Museum for the United Nations - UN Live
- Established: 2016
- Location: Copenhagen, Denmark
- CEO: Molly Fannon
- Website: http://museumfortheun.org/

= Museum for the United Nations - UN Live =

Global institution based in Copenhagen, Denmark

The Museum for the United Nations — UN Live is a global institution working out of Copenhagen, with hubs in Nairobi and New Delhi .
Its mission is to “unleash the power of culture to inspire local action and drive global change”. UN Live describes itself as an unconventional and borderless museum that seeks to reach and connect people on a global scale to the values and work of the United Nations. While formally stewarding the brand of the United Nations, UN Live is an independent institution.

== History ==
The adoption of the Sustainable Development Goals in 2015 inspired the four cofounders Olafur Eliasson, Jan Mattsson, Emil Rostgaard Schelde, and Henrik Skovby to establish the Museum for the United Nations. One year later, then United Nations Secretary-General Ban Ki-moon formally endorsed the institution. Between 2019 and 2023 UN Live was led by Molly Fannon. In September 2023 Katja Iversen took over as CEO.

== Approach ==

UN Live leverages cultural programmes, in the fields of music, film, art, sports, games, comedy, and beyond, to connect and engage people globally and drive behavior change. This approach stems from empirical findings in the field of behavioural science that suggest that (mass) culture can shift norms and values and change individual behavior patterns. Thereby, mass culture communication can generate profound changes in social and environmental outcomes.

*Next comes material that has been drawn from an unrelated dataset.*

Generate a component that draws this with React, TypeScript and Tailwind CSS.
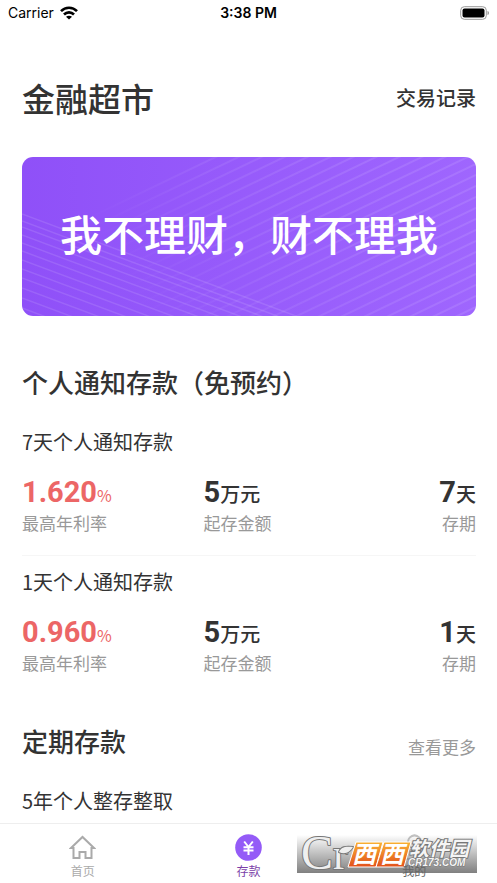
import React from 'react';

interface DepositProduct {
  name: string;
  rate: string;
  amount: string;
  term: string;
}

const noticeDeposits: DepositProduct[] = [
  { name: '7天个人通知存款', rate: '1.620', amount: '5', term: '7' },
  { name: '1天个人通知存款', rate: '0.960', amount: '5', term: '1' },
];

// y positions where the rising and falling banner lines cross the left edge
const risingLines = Array.from({ length: 27 }, (_, i) => 93 + i * 11);
const fallingLines = [57, 64, 70, 78, 86, 94, 103, 112, 121, 131, 141, 151];

const StatusBar: React.FunctionComponent = () => (
  <div className="grid grid-cols-3 items-center h-[26px] px-2 font-['Inter',sans-serif] text-[14px] leading-5 text-black">
    <div className="flex items-center gap-[6px]">
      <span>Carrier</span>
      <svg className="w-[18px] h-[14px]" viewBox="0 0 18 14" aria-hidden="true">
        <g fill="none" stroke="#000" strokeWidth="2.6">
          <path d="M1 5.2C5.4.6 12.600.6 17 5.200" />
          <path d="M4 8.500c2.800-2.900 7.200-2.900 10 0" />
        </g>
        <path d="M9 13.500 6 10.800c1.700-1.500 4.300-1.500 6 0z" />
      </svg>
    </div>
    <span className="text-center font-semibold">3:38 PM</span>
    <svg className="w-[29px] h-[14px] justify-self-end" viewBox="0 0 29 14" aria-hidden="true">
      <rect x="0.700" y="0.700" width="25.600" height="12.600" rx="3.600" fill="none" stroke="#999" />
      <rect x="2.500" y="2.500" width="22" height="9" rx="2" />
      <path d="M27.500 5v4c1-.4 1.500-1.200 1.500-2s-.5-1.600-1.500-2z" fill="#999" />
    </svg>
  </div>
);

const Banner: React.FunctionComponent = () => (
  <div className="relative flex items-center justify-center h-[159px] mt-[34px] rounded-[11px] overflow-hidden bg-linear-to-r from-[#8f50f8] to-[#9f66fe]">
    <svg className="absolute inset-0 w-full h-full" viewBox="0 0 454 159" preserveAspectRatio="none" aria-hidden="true">
      <defs>
        <linearGradient id="rise" gradientUnits="userSpaceOnUse" x1="100" y1="130" x2="340" y2="0">
          <stop offset="0" stopColor="#fff" stopOpacity="0" />
          <stop offset="0.5" stopColor="#fff" stopOpacity="0.07" />
          <stop offset="1" stopColor="#fff" stopOpacity="0.1" />
        </linearGradient>
      </defs>
      {risingLines.map((y) => (
        <path key={y} d={`M0 ${y}L454 ${y - 218}`} stroke="url(#rise)" strokeWidth="2" />
      ))}
      {fallingLines.map((y) => (
        <path key={y} d={`M0 ${y}L290 ${y + 108}`} stroke="#fff" strokeOpacity="0.11" strokeWidth="1.5" />
      ))}
    </svg>
    <p className="relative pb-2 text-[42px] leading-[60px] font-medium text-white whitespace-nowrap">
      我不理财，财不理我
    </p>
  </div>
);

const ProductRow: React.FunctionComponent<{ product: DepositProduct }> = ({ product }) => (
  <li className="pt-3 pb-5 first:pt-0 last:pb-0">
    <h3 className="text-[20px] leading-7">{product.name}</h3>
    <dl className="grid grid-cols-[2fr_2fr_1fr] mt-5">
      <div className="flex flex-col-reverse">
        <dt className="text-[17px] leading-6 text-[#999]">最高年利率</dt>
        <dd className="leading-8 text-[#ec6666]">
          <span className="font-['Roboto',sans-serif] text-[29px] font-bold">{product.rate}</span>
          <span className="text-[16px]">%</span>
        </dd>
      </div>
      <div className="flex flex-col-reverse">
        <dt className="text-[17px] leading-6 text-[#999]">起存金额</dt>
        <dd className="leading-8">
          <span className="font-['Roboto',sans-serif] text-[29px] font-bold">{product.amount}</span>
          <span className="text-[20px] font-medium">万元</span>
        </dd>
      </div>
      <div className="flex flex-col-reverse text-right">
        <dt className="text-[17px] leading-6 text-[#999]">存期</dt>
        <dd className="leading-8">
          <span className="font-['Roboto',sans-serif] text-[29px] font-bold">{product.term}</span>
          <span className="text-[20px] font-medium">天</span>
        </dd>
      </div>
    </dl>
  </li>
);

const Watermark: React.FunctionComponent = () => (
  <div className="absolute right-5 top-[11px] w-[180px] h-[38px] bg-linear-to-b from-white/40 to-[#808080] pointer-events-none">
    <svg className="w-full h-full overflow-visible" viewBox="0 0 180 38" aria-hidden="true">
      <defs>
        <linearGradient id="orange" x1="0" y1="0" x2="0" y2="1">
          <stop offset="0" stopColor="#f9b233" />
          <stop offset="1" stopColor="#e2501c" />
        </linearGradient>
      </defs>
      <g fontFamily="Liberation Serif, serif" fill="#efefef" stroke="#777" strokeWidth="2" strokeLinejoin="round" paintOrder="stroke">
        <text x="4" y="34" fontSize="48">C</text>
        <text x="36" y="34" fontSize="44">r</text>
        <path d="M42 17c2-5 6-6 14-5-3 5-8 8-14 5z" />
      </g>
      <g fill="url(#orange)" stroke="#fff" strokeWidth="1">
        <path d="M59 7h27l-7 25H51z" />
        <path d="M87 7h27l-7 25H79z" />
      </g>
      <g fontFamily="Noto Sans CJK SC, sans-serif" fontWeight="700" fontStyle="italic">
        <text x="55" y="28" fontSize="24" fill="#fff">西</text>
        <text x="83" y="28" fontSize="24" fill="#fff">西</text>
        <text x="112" y="21" fontSize="20" fill="#f5f5f5" stroke="#777" strokeWidth="2" paintOrder="stroke">软件园</text>
      </g>
      <text x="111" y="31" fontSize="10" fontFamily="Liberation Sans, sans-serif" fontWeight="700" fontStyle="italic" fill="#f5f5f5" stroke="#777" strokeWidth="1" paintOrder="stroke">
        CR173.COM
      </text>
    </svg>
  </div>
);

const TabBar: React.FunctionComponent = () => (
  <nav className="sticky bottom-0 mt-auto grid grid-cols-3 h-[60px] shrink-0 border-t border-[#eee] bg-white text-[12px] leading-4">
    <a href="#home" className="flex flex-col items-center gap-[2px] pt-[10px] text-[#aaa]">
      <svg className="w-[27px] h-[27px]" viewBox="0 0 27 27" fill="none" stroke="currentColor" strokeWidth="2" aria-hidden="true">
        <path d="M4.500 14H2L13.500 3 25 14h-2.500M4.500 13v11h6v-6h6v6h6V13" />
      </svg>
      首页
    </a>
    <a href="#deposit" className="flex flex-col items-center gap-[2px] pt-[10px] text-[#7b3fa8]">
      <svg className="w-[27px] h-[27px]" viewBox="0 0 27 27" aria-hidden="true">
        <circle cx="13.500" cy="13.500" r="13.300" fill="#945bf7" />
        <path d="m9.200 7.500 4.300 5.500 4.300-5.500M8.500 13.200h10M8.500 16.600h10M13.500 13v8" fill="none" stroke="#fff" strokeWidth="2" />
      </svg>
      存款
    </a>
    <a href="#mine" className="flex flex-col items-center gap-[2px] pt-[10px] text-[#999]">
      <svg className="w-[27px] h-[27px]" viewBox="0 0 27 27" fill="none" stroke="currentColor" strokeWidth="2" aria-hidden="true">
        <circle cx="13.500" cy="8" r="6.500" />
        <path d="M3 25c0-13 21-13 21 0z" />
      </svg>
      <span className="relative z-10 text-[#666]">我的</span>
    </a>
    <Watermark />
  </nav>
);

const App: React.FunctionComponent = () => (
  <div className="flex flex-col min-h-screen bg-white font-['Noto_Sans_CJK_SC',sans-serif] text-[#333]">
    <StatusBar />
    <main className="pl-[22px] pr-[21px] pt-[47px]">
      <header className="flex items-center justify-between">
        <h1 className="text-[33px] leading-[50px] font-medium">金融超市</h1>
        <a href="#records" className="text-[20px] leading-7 font-medium">交易记录</a>
      </header>
      <Banner />
      <section className="mt-12">
        <h2 className="text-[26px] leading-9 font-medium">个人通知存款（免预约）</h2>
        <ul className="mt-7 divide-y divide-[#f6f6f6]">
          {noticeDeposits.map((product) => (
            <ProductRow key={product.name} product={product} />
          ))}
        </ul>
      </section>
      <section className="mt-12">
        <div className="flex items-end justify-between">
          <h2 className="text-[26px] leading-9 font-medium">定期存款</h2>
          <a href="#more" className="text-[17px] leading-6 text-[#999]">查看更多</a>
        </div>
        <h3 className="mt-7 text-[20px] leading-7">5年个人整存整取</h3>
      </section>
    </main>
    <TabBar />
  </div>
);

export default App;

Over the past years, UN Live launched several programmes, including a collaboration with two Bollywood productions thematizing the consequences of climate change and a digital artwork in partnership with Studio Olafur Eliasson and AKQA enhancing children’s voices within the climate agenda.

During Climate Week NYC in 2022, UN Live supported by IKEA Foundation launched the programme ‘Global We for Climate Action’. The aim of the programme is to bring underrepresented voices, such as youth and indigenous people, and diversity into the global climate conversation and by doing so allow young people and communities most affected by climate change to have two-way conversations with world leaders.
In collaboration with Shared Studios, a network of portals across 25+ locations is established. Portals are repurposed shipping containers that are equipped with large screens and high-quality audio to create immersive experiences and to enable real-live conversations across countries. During COP27, a portal will be set up in Sharm El-Sheik and connected to portals in various other locations, including Kigali, Rwanda; Erbil, Iraq and Mexico City, Mexico.

== Funding ==
As an independent not-for-profit NGO registered in Copenhagen, Denmark, UN Live is privately funded by Foundation and independent supporters.